Monday, August 26, 2013

 

Obscurity of the Day: Jack Lockwill's Adventures








Here's one of the various early adventure strips that disprove that oft-told fable that Buck Rogers and Tarzan, which debuted on January 7 1929, were the first newspaper adventures strips. Jack Lockwill's Adventures hit newspapers on January 20 1927, and it was still long from the first of its kind.

Jack Lockwill was produced out of the old nineteenth century dime novel tradition. One popular genre of those hoary publications starred adventurous teenage boys, usually removed from parents' watchful eyes by living at boarding schools. These clean-cut lads were typically spectacular at sports, near-geniuses in the classroom, and looked up to by all their peers. Their sky high sense of fair play, and nosy dispositions, inevitably got them involved in bringing villains of all stripes to justice.

One of the most famous and successful characters of this type was Frank Merriwell, created by the pseudonymous Burt L. Standish. Standish was in reality Gilbert Patten, whose overtaxed typewriter turned out so many dime novels that he had to use a different pseudonym for each of his series. It was said that he wrote 20,000 word novelettes at the rate of one per week for over twenty years.

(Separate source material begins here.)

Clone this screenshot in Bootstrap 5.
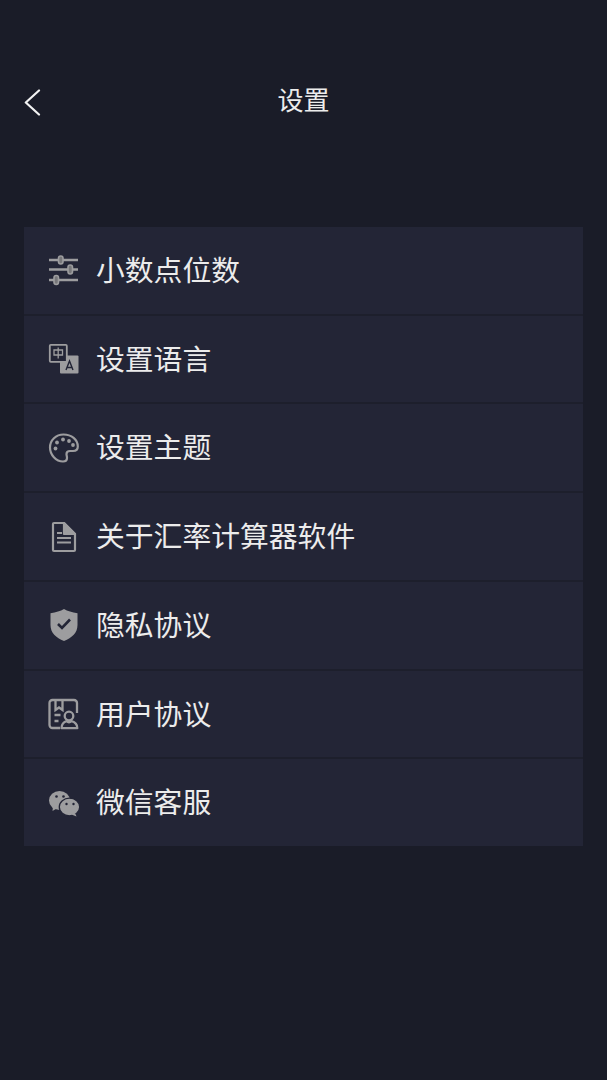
<!DOCTYPE html>
<html lang="zh">
<head>
<meta charset="utf-8">
<title>设置</title>
<link href="https://cdn.jsdelivr.net/npm/bootstrap@5.3.0/dist/css/bootstrap.min.css" rel="stylesheet">
<style>
html,body{height:100%;}
body{background:#1a1c28;font-family:"Noto Sans CJK SC","Liberation Sans",sans-serif;color:#ececec;}
.screen{padding:72px 24px 0;height:1080px;overflow:hidden;}
.topbar{height:58px;position:relative;}
.topbar-title{font-size:26px;line-height:54px;color:#ececec;}
.back-btn{position:absolute;left:0;top:15px;width:18px;height:28px;display:block;}
.menu-list{margin-top:97px;height:619px;border-radius:0;--bs-list-group-bg:#232536;--bs-list-group-border-width:0;}
.menu-row{flex:1 1 0;background:#232536;color:#ececec;border:0;border-bottom:2px solid #1d1f2c;padding:0 0 0 24px;font-size:28.8px;line-height:1;gap:16px;}
.menu-row:last-child{border-bottom:0;}
.menu-ico{width:32px;height:32px;flex:none;color:#9d9d9f;}
.menu-text{margin-bottom:2px;}
</style>
</head>
<body>
<div class="screen">
  <div class="topbar text-center">
    <a class="back-btn" href="#" aria-label="返回"><svg width="18" height="28" viewBox="0 0 18 28" fill="none" stroke="#f2f2f2" stroke-width="2.2" stroke-linecap="round" stroke-linejoin="round"><path d="M15 2.500 1.800 14.500 15 26.500"/></svg></a>
    <div class="topbar-title">设置</div>
  </div>
  <div class="list-group menu-list d-flex flex-column">
    <a href="#" class="list-group-item d-flex align-items-center menu-row">
      <svg class="menu-ico" viewBox="0 0 32 32" fill="none" stroke="currentColor" stroke-width="2.400"><path d="M1 6h29M1 15.500h29M1 26h29"/><rect x="10.500" y="2" width="4.500" height="8" rx="2.200" fill="#77777a" stroke-width="1.600"/><rect x="20" y="11" width="4.500" height="9" rx="2.200" fill="#77777a" stroke-width="1.600"/><rect x="6" y="21.500" width="4.500" height="9" rx="2.200" fill="#77777a" stroke-width="1.600"/></svg>
      <span class="menu-text">小数点位数</span>
    </a>
    <a href="#" class="list-group-item d-flex align-items-center menu-row">
      <svg class="menu-ico" viewBox="0 0 32 32"><rect x="12" y="12.500" width="18.500" height="18" rx="1" fill="currentColor"/><rect x="1.800" y="1.800" width="17" height="17" rx="1" fill="#232536" stroke="currentColor" stroke-width="1.800"/><path d="M6 7h8.500v5H6zM10.200 4.500v11" fill="none" stroke="currentColor" stroke-width="1.300"/><path d="M18 27l3.500-9 3.500 9M19.300 24.500h4.400" fill="none" stroke="#232536" stroke-width="1.400"/></svg>
      <span class="menu-text">设置语言</span>
    </a>
    <a href="#" class="list-group-item d-flex align-items-center menu-row">
      <svg class="menu-ico" viewBox="0 0 32 32"><path d="M15.500 2.500C8 2.500 2 8.200 2 15.500S8 29.500 15 29.500c3 0 4-1.500 4-3.500 0-2-.5-2.500-.5-4 0-2 1.500-3 3.500-3h3c3 0 4.800-1.800 4.800-4.500C29.800 7.500 23.500 2.500 15.500 2.500z" fill="none" stroke="currentColor" stroke-width="2.200"/><g fill="currentColor"><circle cx="7.500" cy="16.500" r="1.900"/><circle cx="9" cy="10.500" r="1.900"/><circle cx="15" cy="7.500" r="1.900"/><circle cx="21" cy="9" r="1.900"/><circle cx="25" cy="13" r="1.900"/></g></svg>
      <span class="menu-text">设置主题</span>
    </a>
    <a href="#" class="list-group-item d-flex align-items-center menu-row">
      <svg class="menu-ico" viewBox="0 0 32 32" fill="none" stroke="currentColor" stroke-width="2.200" stroke-linejoin="round"><path d="M6 2h10l11 11v16a1 1 0 0 1-1 1H6a1 1 0 0 1-1-1V3a1 1 0 0 1 1-1z"/><path d="M16 2l11 11H16z" fill="currentColor"/><path d="M9 12h5M9 17h14M9 21.500h14"/></svg>
      <span class="menu-text">关于汇率计算器软件</span>
    </a>
    <a href="#" class="list-group-item d-flex align-items-center menu-row">
      <svg class="menu-ico" viewBox="0 0 32 32"><path d="M16 0c3.500 2 8 3.500 13.500 4.200V16c0 8-5.500 12.500-13.500 16C8 28.500 2.500 24 2.500 16V4.200C8 3.500 12.500 2 16 0z" fill="currentColor"/><path d="M10 15l4 4 8-8.500" fill="none" stroke="#232536" stroke-width="2.600"/></svg>
      <span class="menu-text">隐私协议</span>
    </a>
    <a href="#" class="list-group-item d-flex align-items-center menu-row">
      <svg class="menu-ico" viewBox="0 0 32 32" fill="none" stroke="currentColor" stroke-width="2.300"><path d="M12 30H4.500A3 3 0 0 1 1.500 27V5a3 3 0 0 1 3-3H26a3 3 0 0 1 3 3v10"/><path d="M7.500 2v10l3.500-2.500L14.500 12V2"/><path d="M6.500 17h6M6.500 23h4"/><circle cx="21" cy="18" r="4.300" fill="#232536"/><path d="M13.500 30.200c.2-3.800 2.500-6.200 5-7 1.500 1.300 3.500 1.300 5 0 3 .8 5.800 3.200 5.800 7z" stroke-linejoin="round"/></svg>
      <span class="menu-text">用户协议</span>
    </a>
    <a href="#" class="list-group-item d-flex align-items-center menu-row">
      <svg class="menu-ico" viewBox="0 0 32 32"><ellipse cx="11.500" cy="13.500" rx="10.500" ry="9.500" fill="currentColor"/><path d="M5 19l-.5 5 5-3z" fill="currentColor"/><ellipse cx="21.500" cy="20" rx="10.200" ry="8.800" fill="currentColor" stroke="#232536" stroke-width="1.300"/><path d="M27 26l1.500 3.500-5-2z" fill="currentColor"/><g fill="#232536"><circle cx="8.500" cy="9.500" r="1.300"/><circle cx="15.500" cy="9.500" r="1.300"/><circle cx="18.500" cy="17" r="1.200"/><circle cx="25.500" cy="17" r="1.200"/></g></svg>
      <span class="menu-text">微信客服</span>
    </a>
  </div>
</div>
<script src="https://cdn.jsdelivr.net/npm/bootstrap@5.3.0/dist/js/bootstrap.bundle.min.js"></script>
</body>
</html>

The dime novel was all but extinct by the 1920s, and because Patten's successful characters were written on a work-for-hire basis, he could not retire and bask in royalty fortunes. In fact, he was still pounding his typewriter to put food on the table. Unable to make much of a splash writing more modern fare, he apparently stuck mostly with his dime novel past, recaptured old successes in various new forms, like comic strips, and later, radio.

One of the projects that he launched was Jack Lockwill's Adventures, a comic strip for the NEA Service. NEA catered mostly to rural and smaller city papers, where unsophisticated readers were likely to welcome with nostalgia a strip that harkened back to dime novels. Jack Lockwill was practically a carbon copy of Patten's greatest success, Frank Merriwell, and so probably found an appreciative audience.

Because NEA sold a blanket service comprising a full menu of features, it is hard to tell if Jack Lockwill was deemed any sort of success for the syndicate. The strip certainly did not take the world by storm, though, as many papers that used the NEA service didn't bother to make space for the new strip.

For what it is, an old school slam bang adventure cum morality play, about a prep school big man on campus, the strip is just fine. Patten, used to writing highly-padded prose, does an admirable job of adapting his style to comic strip conventions. The original artist on the feature, Lawrence Redner, also does a fine job. He uses delightfully dynamic panel compositions, but also manages to inject a bit of 19th century cartooning style into the art, striking a masterful balance between nostalgia and excitement.

Six months into the run, on June 9, Redner passed the art baton on to young George Clark, who had just recently come on board at NEA. Although his lush brushwork would make his later cartoons famous, his work on Jack Lockwill was merely adequate.

Jack Lockwill's Adventures was cancelled after one year, ending January 18 1928. It may well have been Gilbert Patten who was responsible for the abrupt end. Less than two months later, Patten reappeared in the newspaper world, this time writing the Young Frank Merriwell comic strip for McClure Syndicate. Did Patten get a better offer from the copyright holder of Frank Merriwell (Street & Smith, I presume) to return to the fold? Or, more darkly, might they have gotten him back by threatening legal action against Jack Lockwill, which was, after all, a doppelganger of Merriwell?

Thanks to Cole Johnson for the samples!